Extremely passionate about teaching, Chip Kobulnicky brings an unmatched level of energy to the classroom. His enthusiasm and desire for his students to do well have earned him the University of Wyoming’s John P. Ellbogen Meritorious Classroom Teaching Award.

Other Ellbogen winners are Tyler Fall, assistant lecturer in the Department of Religious Studies; and Courtney McKim, an assistant professor in the College of Education’s Department of Professional Studies.

Kobulnicky’s charismatic and energetic approach to teaching inspires a desire to learn in his students.

“After spending only one semester with the professor, I can already say that he easily made the list of my all-time favorite teachers,” wrote one student, who took one of Kobulnicky’s classes as a freshman. “His class was a unique, challenging and very enjoyable experience.”

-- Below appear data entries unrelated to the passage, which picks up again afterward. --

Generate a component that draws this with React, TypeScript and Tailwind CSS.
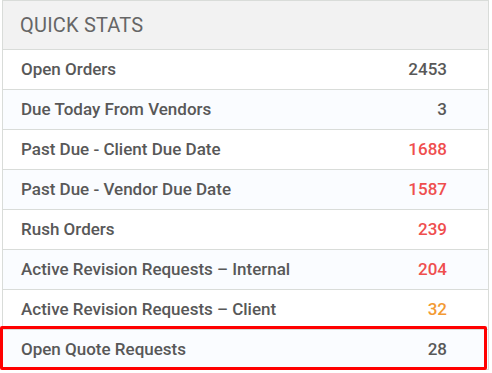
import React from 'react';

type Stat = { label: string; value: number; tone?: 'red' | 'orange' };

const stats: Stat[] = [
  { label: 'Open Orders', value: 2453 },
  { label: 'Due Today From Vendors', value: 3 },
  { label: 'Past Due - Client Due Date', value: 1688, tone: 'red' },
  { label: 'Past Due - Vendor Due Date', value: 1587, tone: 'red' },
  { label: 'Rush Orders', value: 239, tone: 'red' },
  { label: 'Active Revision Requests \u2013 Internal', value: 204, tone: 'red' },
  { label: 'Active Revision Requests \u2013 Client', value: 32, tone: 'orange' },
  { label: 'Open Quote Requests', value: 28 },
];

const toneClass = (tone?: Stat['tone']) => {
  if (tone === 'red') return 'text-[#ef4e4e]';
  if (tone === 'orange') return 'text-[#f39a33]';
  return 'text-[#585858]';
};

export default function App() {
  return (
    <div className="relative w-[492px] h-[373px] bg-white overflow-hidden font-['Roboto',sans-serif]">
      <div className="ml-[2px] w-[487px] border-x border-t border-[#d9dcd9]">
        <div className="h-[49px] bg-[#f2f2f2] border-b border-[#d9dcd9] flex items-center pl-[17px]">
          <h2 className="text-[20px] leading-none text-[#666666] tracking-[0.2px]">QUICK STATS</h2>
        </div>
        {stats.map((s, i) => (
          <div
            key={s.label}
            className={`h-[40px] border-b border-[#d9dcd9] flex items-center justify-between pl-[18px] pr-[41px] text-[17px] leading-none font-medium ${i % 2 === 1 ? 'bg-[#fafcff]' : 'bg-white'}`}
          >
            <span className="text-[#585858]">{s.label}</span>
            <span className={toneClass(s.tone)}>{s.value}</span>
          </div>
        ))}
      </div>
      {/* highlight around the last row */}
      <div className="absolute left-0 top-[326px] w-[487px] h-[44px] border-[3px] border-[#ff0000] rounded-[2px]" />
    </div>
  );
}
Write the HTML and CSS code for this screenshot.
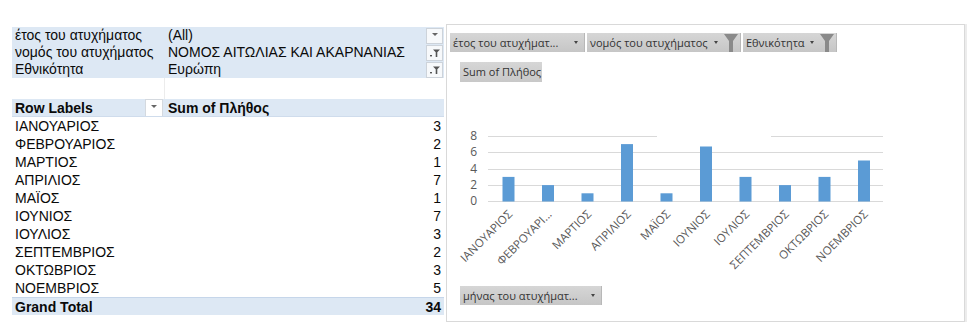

For many students, taking a difficult subject, like physics, can be a daunting challenge, but Kobulnicky’s teaching style puts them at ease.

“I was nervous because I knew it would be a tough class and didn’t have prior education in the subject,” wrote another student. “However, Professor Kobulnicky’s welcoming personality created a learning environment that helped me succeed. He made it much more enjoyable to learn. He genuinely cares about each student’s success, not only in physics, but in their future goals and lives.”

He also works to ensure his students are given opportunities to take full advantage of UW’s educational resources. One student noted, “I can’t tell you much about Chip’s current research goals, but I know that he is happy to take along any aspiring undergraduate to see what he does with our amazing equipment here at UW. He gives students a unique and helpful insight into the world of astronomical research.”

Class preparation and interaction with everyone in the room have earned his students’ admiration.

“He gave very thorough, clear lectures, and would distribute a copy of the very same notes he lectured from at the end of a section,” says Rachel Smullen, a graduate student at the University of Arizona’s Steward Observatory who had taken Kobulnicky’s “Introduction to Astrophysics” and “Observational Techniques and Methods” courses. “I thought this, in particular, was an outstanding technique. We had to take notes ourselves to help with homework, but we never had the excuse of incomplete notes when it came to studying for a test.”

For the larger Wyoming community, Kobulnicky has done an amazing job with reaching out to middle-school students. For the past 13 years, he has directed Wyoastrocamp, a 10-day on-campus science program for 50 middle-school students. The campers are kept extremely busy with engaging activities, from GPS-assisted campus scavenger hunts, to research projects that use UW’s two research-grade telescopes, to testing for signs of life in soil samples taken during mountain hikes.

Kobulnicky joined the UW faculty in 2002, was promoted to associate professor in 2008 and, in 2014, was named professor and observatory director. He received a B.S. degree in physics and astronomy (1991) at the University of Iowa, and earned a Ph.D. in astrophysics (1997) at the University of Minnesota.